>> Begin TASK DATA

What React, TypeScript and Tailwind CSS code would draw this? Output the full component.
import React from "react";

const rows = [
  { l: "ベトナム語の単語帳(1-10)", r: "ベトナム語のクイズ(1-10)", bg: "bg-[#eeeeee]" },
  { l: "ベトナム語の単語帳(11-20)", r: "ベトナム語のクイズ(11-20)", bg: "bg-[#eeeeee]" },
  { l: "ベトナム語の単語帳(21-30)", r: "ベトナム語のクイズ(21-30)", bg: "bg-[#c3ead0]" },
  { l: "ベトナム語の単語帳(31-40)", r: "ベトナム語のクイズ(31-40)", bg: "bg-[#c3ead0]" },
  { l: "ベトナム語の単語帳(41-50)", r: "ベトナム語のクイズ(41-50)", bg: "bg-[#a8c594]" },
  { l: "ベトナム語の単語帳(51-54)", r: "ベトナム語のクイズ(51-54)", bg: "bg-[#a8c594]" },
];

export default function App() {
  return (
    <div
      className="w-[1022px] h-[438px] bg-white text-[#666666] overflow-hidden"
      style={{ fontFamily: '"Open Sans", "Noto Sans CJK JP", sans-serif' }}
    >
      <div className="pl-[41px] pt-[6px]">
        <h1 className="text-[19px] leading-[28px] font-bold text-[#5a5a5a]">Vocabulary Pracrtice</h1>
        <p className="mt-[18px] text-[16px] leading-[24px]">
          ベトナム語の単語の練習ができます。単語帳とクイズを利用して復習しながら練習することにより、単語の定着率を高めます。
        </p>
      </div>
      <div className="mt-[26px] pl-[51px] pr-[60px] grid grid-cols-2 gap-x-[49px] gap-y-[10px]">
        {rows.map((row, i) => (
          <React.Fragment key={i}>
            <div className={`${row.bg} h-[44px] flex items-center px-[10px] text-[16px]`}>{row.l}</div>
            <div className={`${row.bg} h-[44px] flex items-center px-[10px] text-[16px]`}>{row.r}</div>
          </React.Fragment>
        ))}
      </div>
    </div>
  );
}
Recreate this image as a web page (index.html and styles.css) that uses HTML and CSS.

>> End TASK DATA

▸ **STATED GOAL**
Please quote the records above exactly, without skipping a line.

▸ **TASK RESULT**
What React, TypeScript and Tailwind CSS code would draw this? Output the full component.
import React from "react";

const rows = [
  { l: "ベトナム語の単語帳(1-10)", r: "ベトナム語のクイズ(1-10)", bg: "bg-[#eeeeee]" },
  { l: "ベトナム語の単語帳(11-20)", r: "ベトナム語のクイズ(11-20)", bg: "bg-[#eeeeee]" },
  { l: "ベトナム語の単語帳(21-30)", r: "ベトナム語のクイズ(21-30)", bg: "bg-[#c3ead0]" },
  { l: "ベトナム語の単語帳(31-40)", r: "ベトナム語のクイズ(31-40)", bg: "bg-[#c3ead0]" },
  { l: "ベトナム語の単語帳(41-50)", r: "ベトナム語のクイズ(41-50)", bg: "bg-[#a8c594]" },
  { l: "ベトナム語の単語帳(51-54)", r: "ベトナム語のクイズ(51-54)", bg: "bg-[#a8c594]" },
];

export default function App() {
  return (
    <div
      className="w-[1022px] h-[438px] bg-white text-[#666666] overflow-hidden"
      style={{ fontFamily: '"Open Sans", "Noto Sans CJK JP", sans-serif' }}
    >
      <div className="pl-[41px] pt-[6px]">
        <h1 className="text-[19px] leading-[28px] font-bold text-[#5a5a5a]">Vocabulary Pracrtice</h1>
        <p className="mt-[18px] text-[16px] leading-[24px]">
          ベトナム語の単語の練習ができます。単語帳とクイズを利用して復習しながら練習することにより、単語の定着率を高めます。
        </p>
      </div>
      <div className="mt-[26px] pl-[51px] pr-[60px] grid grid-cols-2 gap-x-[49px] gap-y-[10px]">
        {rows.map((row, i) => (
          <React.Fragment key={i}>
            <div className={`${row.bg} h-[44px] flex items-center px-[10px] text-[16px]`}>{row.l}</div>
            <div className={`${row.bg} h-[44px] flex items-center px-[10px] text-[16px]`}>{row.r}</div>
          </React.Fragment>
        ))}
      </div>
    </div>
  );
}
Recreate this image as a web page (index.html and styles.css) that uses HTML and CSS.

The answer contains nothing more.